1497.4 Environmental Testing
IoT devices must survive their deployment environment throughout their operational lifetime.
1497.4.1 Critical Environmental Tests
{fig-alt=“Four-category diagram of environmental tests: Temperature (operating range, cycling, shock), Moisture (humidity, IP rating, salt spray), Mechanical (vibration, shock, pressure), and Exposure (UV, chemical, EMC).

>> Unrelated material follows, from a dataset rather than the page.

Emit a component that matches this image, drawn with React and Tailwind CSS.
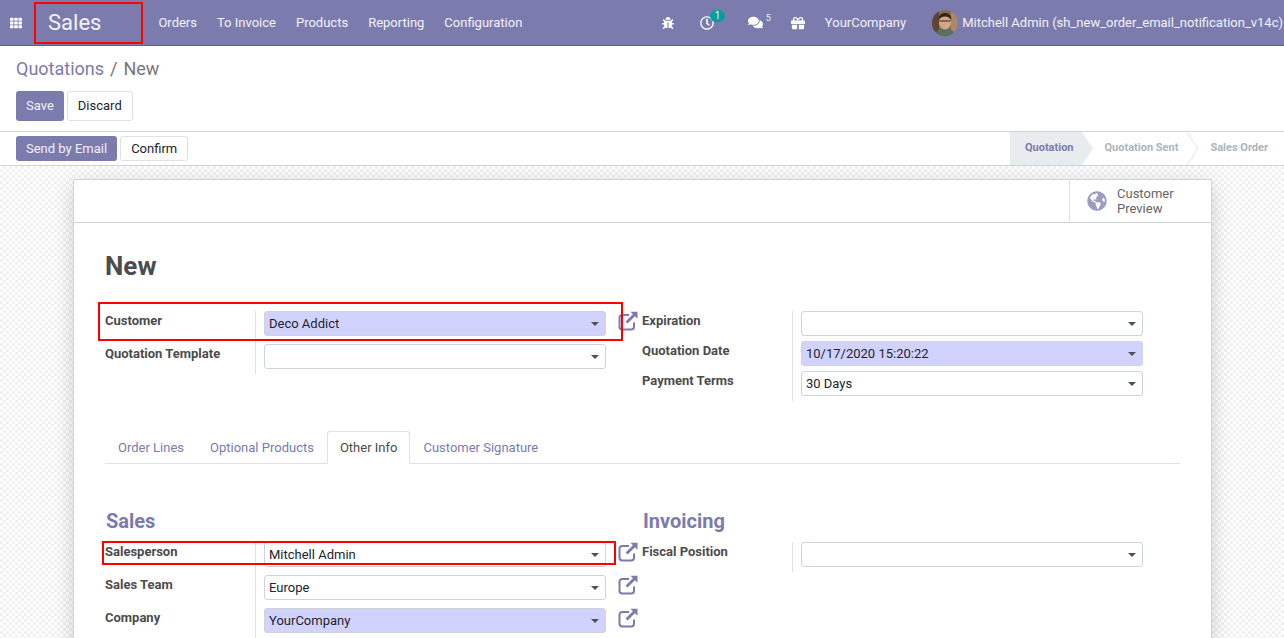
import React from "react";
import { FaBug, FaRegClock, FaComments, FaGift, FaGlobeAmericas, FaTh } from "react-icons/fa";

const font = { fontFamily: "Roboto, sans-serif" };

function ExternalLink() {
  return (
    <svg width="20" height="20" viewBox="0 0 20 20" fill="none" className="shrink-0 text-[#7c7bad]">
      <path d="M16 11.5v4.2a2.8 2.8 0 0 1-2.8 2.8H4.3a2.8 2.8 0 0 1-2.8-2.8V6.8A2.8 2.8 0 0 1 4.3 4H11" stroke="currentColor" strokeWidth="2" />
      <path d="M12.5 0.8h7v7l-2.6-2.5-7.3 7.3-2-2 7.3-7.3z" fill="currentColor" />
    </svg>
  );
}

function Select({ value, required }) {
  return (
    <div className={`relative h-[25px] w-[342px] shrink-0 rounded-[3px] border border-[#ced4da] pl-1 text-[13px] leading-[24px] text-[#212529] ${required ? "bg-[#d2d2ff]" : "bg-white"}`}>
      {value}
      <span className="absolute right-[6px] top-[10px] h-0 w-0 border-x-[4px] border-t-[4px] border-x-transparent border-t-[#495057]" />
    </div>
  );
}

function Field({ label, value, required, link, last }) {
  return (
    <div className="flex">
      <div className={`w-[151px] shrink-0 border-r border-[#dee2e6] text-[13px] font-bold leading-[20px] text-[#4c4c4c] ${link && !last ? "h-[33px]" : "h-[30px]"}`}>
        {label}
      </div>
      <div className="ml-2 flex items-start">
        <Select value={value} required={required} />
        {link && (
          <div className="ml-3">
            <ExternalLink />
          </div>
        )}
      </div>
    </div>
  );
}

function NavLink({ children }) {
  return <a className="px-[10px] text-[13px] text-white/90">{children}</a>;
}

function Avatar() {
  return (
    <svg width="26" height="26" viewBox="0 0 26 26" className="shrink-0 rounded-full">
      <rect width="26" height="26" fill="#8a6a4e" />
      <rect x="0" y="0" width="7" height="26" fill="#5c4436" />
      <rect x="19" y="0" width="7" height="26" fill="#a98a68" />
      <path d="M3 26c1-6 5-8 10-8s9 2 10 8z" fill="#59705f" />
      <ellipse cx="13" cy="12.5" rx="6" ry="7" fill="#d7a584" />
      <path d="M6.5 10c0-5 3-7 6.5-7s6.5 2 6.5 7c-2-3-4-3.5-6.500-3.500S8.500 7 6.500 10z" fill="#2f231d" />
      <path d="M7.500 11h11" stroke="#2b2b2b" strokeWidth="1.200" />
    </svg>
  );
}

function StatusBar() {
  return (
    <div className="flex h-full items-stretch text-[11px] font-bold">
      <div className="relative flex items-center bg-[#e9ecef] pl-[15px] pr-2 text-[#7c7bad]">
        Quotation
        <svg width="11" height="33" viewBox="0 0 11 33" className="absolute left-full top-0">
          <polygon points="0,0 11,16.500 0,33" fill="#e9ecef" />
        </svg>
      </div>
      <div className="relative ml-[11px] flex items-center pl-3 pr-[9px] text-[#adb5bd]">
        Quotation Sent
        <svg width="11" height="33" viewBox="0 0 11 33" className="absolute left-full top-0">
          <polyline points="0,0 11,16.500 0,33" fill="none" stroke="#dee2e6" />
        </svg>
      </div>
      <div className="ml-[11px] flex items-center pl-3 pr-4 text-[#adb5bd]">Sales Order</div>
    </div>
  );
}

function Tab({ children, active }) {
  if (active) {
    return (
      <div className="-mb-px h-[33px] rounded-t-[3px] border border-b-white border-[#dee2e6] bg-white px-3 text-[13px] leading-[31px] text-[#4c4c4c]">
        {children}
      </div>
    );
  }
  return <div className="h-[33px] px-[13px] text-[13px] leading-[33px] text-[#7c7bad]">{children}</div>;
}

export default function App() {
  return (
    <div className="relative h-[638px] w-[1284px] overflow-hidden bg-white" style={font}>
      <nav className="flex h-[46px] items-center border-b border-[#5f5e97] bg-[#7c7bad] text-white">
        <FaTh size={12} className="ml-[10px] mr-[26px] shrink-0" />
        <div className="mr-[47px] text-[22px] text-white/90">Sales</div>
        <NavLink>Orders</NavLink>
        <NavLink>To Invoice</NavLink>
        <NavLink>Products</NavLink>
        <NavLink>Reporting</NavLink>
        <NavLink>Configuration</NavLink>
        <div className="ml-auto flex items-center text-white/90">
          <FaBug size={12} className="mr-[26px] shrink-0 text-white" />
          <div className="relative mr-[34px]">
            <FaRegClock size={14} className="text-white" />
            <span className="absolute left-[10px] top-[-6px] h-3 rounded-full bg-[#00a09d] px-[5px] text-[10px] leading-3">1</span>
          </div>
          <FaComments size={15} className="mr-[3px] text-white" />
          <span className="mr-[20px] -mt-2 text-[9px]">5</span>
          <FaGift size={14} className="mr-[20px] text-white" />
          <span className="mr-[26px] text-[13px]">YourCompany</span>
          <Avatar />
          <span className="ml-1 whitespace-nowrap pr-px text-[13px]">Mitchell Admin (sh_new_order_email_notification_v14c)</span>
        </div>
      </nav>

      <div className="h-[86px] border-b border-[#ced4da] px-4">
        <div className="flex h-[45px] items-center text-[18px] text-[#777]">
          <span className="text-[#7c7bad]">Quotations</span>
          <span className="mx-[6px]">/</span>
          <span>New</span>
        </div>
        <div className="flex gap-[3px]">
          <button className="h-[30px] rounded-[3px] bg-[#7c7bad] px-[10px] text-[13px] text-white/90">Save</button>
          <button className="h-[30px] rounded-[3px] border border-[#dee2e6] bg-white px-[10px] text-[13px] text-[#212529]">Discard</button>
        </div>
      </div>

      <div className="flex h-[34px] items-stretch justify-between border-b border-[#ced4da] pl-4">
        <div className="flex items-center gap-[3px]">
          <button className="h-[25px] rounded-[3px] bg-[#7c7bad] px-[10px] text-[13px] text-white/90">Send by Email</button>
          <button className="h-[25px] rounded-[3px] border border-[#dee2e6] bg-white px-[10px] text-[13px] text-[#212529]">Confirm</button>
        </div>
        <StatusBar />
      </div>

      <div className="h-[472px] bg-[repeating-conic-gradient(#f1f1f1_0_25%,#ffffff_0_50%)] bg-[length:6px_6px] pl-[73px] pt-[13px]">
        <div className="h-[500px] w-[1139px] border border-[#ced4da] bg-white shadow-[0_5px_20px_-1px_rgba(0,0,0,0.2)]">
          <div className="flex h-[43px] justify-end border-b border-[#ced4da]">
            <div className="flex w-[142px] items-center border-l border-[#dee2e6] pl-[17px]">
              <FaGlobeAmericas size={20} className="text-[#9c9bc4]" />
              <div className="ml-[10px] text-[13px] leading-[15px] text-[#666]">
                Customer
                <br />
                Preview
              </div>
            </div>
          </div>

          <div className="pl-[31px] pr-[31px]">
            <h1 className="mt-[27px] h-[61px] text-[26px] font-bold leading-[33px] text-[#4c4c4c]">New</h1>
            <div className="flex">
              <div className="w-[537px]">
                <Field label="Customer" value="Deco Addict" required link />
                <Field label="Quotation Template" last link={false} />
              </div>
              <div>
                <Field label="Expiration" />
                <Field label="Quotation Date" value="10/17/2020 15:20:22" required />
                <Field label="Payment Terms" value="30 Days" />
              </div>
            </div>

            <div className="mt-[30px] flex h-[33px] border-b border-[#dee2e6]">
              <Tab>Order Lines</Tab>
              <Tab>Optional Products</Tab>
              <Tab active>Other Info</Tab>
              <Tab>Customer Signature</Tab>
            </div>

            <div className="mt-[44px] flex">
              <div className="w-[537px]">
                <h2 className="mb-[8px] pl-px text-[20px] font-bold leading-[26px] text-[#7c7bad]">Sales</h2>
                <Field label="Salesperson" value="Mitchell Admin" link />
                <Field label="Sales Team" value="Europe" link />
                <Field label="Company" value="YourCompany" required link />
              </div>
              <div>
                <h2 className="mb-[8px] pl-px text-[20px] font-bold leading-[26px] text-[#7c7bad]">Invoicing</h2>
                <Field label="Fiscal Position" />
              </div>
            </div>
          </div>
        </div>
      </div>

      {/* red annotation boxes sit on top of the page */}
      <div className="pointer-events-none absolute left-[34px] top-[2px] h-[42px] w-[109px] border-2 border-[#f00]" />
      <div className="pointer-events-none absolute left-[98px] top-[302px] h-[39px] w-[525px] border-2 border-[#f00]" />
      <div className="pointer-events-none absolute left-[102px] top-[541px] h-[24px] w-[514px] border-2 border-[#f00]" />
    </div>
  );
}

All must pass before production.”}
1497.4.2 Test Standards
| Test Type | Standard | Description |
|---|---|---|
| Temperature | IEC 60068-2-1/2 | Cold/dry heat tests |
| Humidity | IEC 60068-2-78 | Damp heat, steady state |
| Vibration | IEC 60068-2-6 | Sinusoidal vibration |
| Shock | IEC 60068-2-27 | Mechanical shock |
| IP Rating | IEC 60529 | Ingress protection |
| UV Exposure | ASTM G154 | Accelerated weathering |
| EMC | IEC 61000-4 series | Electromagnetic compatibility |
| Salt Spray | IEC 60068-2-11 | Corrosion resistance |
TipTest in Representative Conditions
Common mistake: Testing devices on an open bench (ideal conditions) then deploying in challenging environments (inside metal cabinets, buried underground, exposed to weather). Always test in conditions that match actual deployment.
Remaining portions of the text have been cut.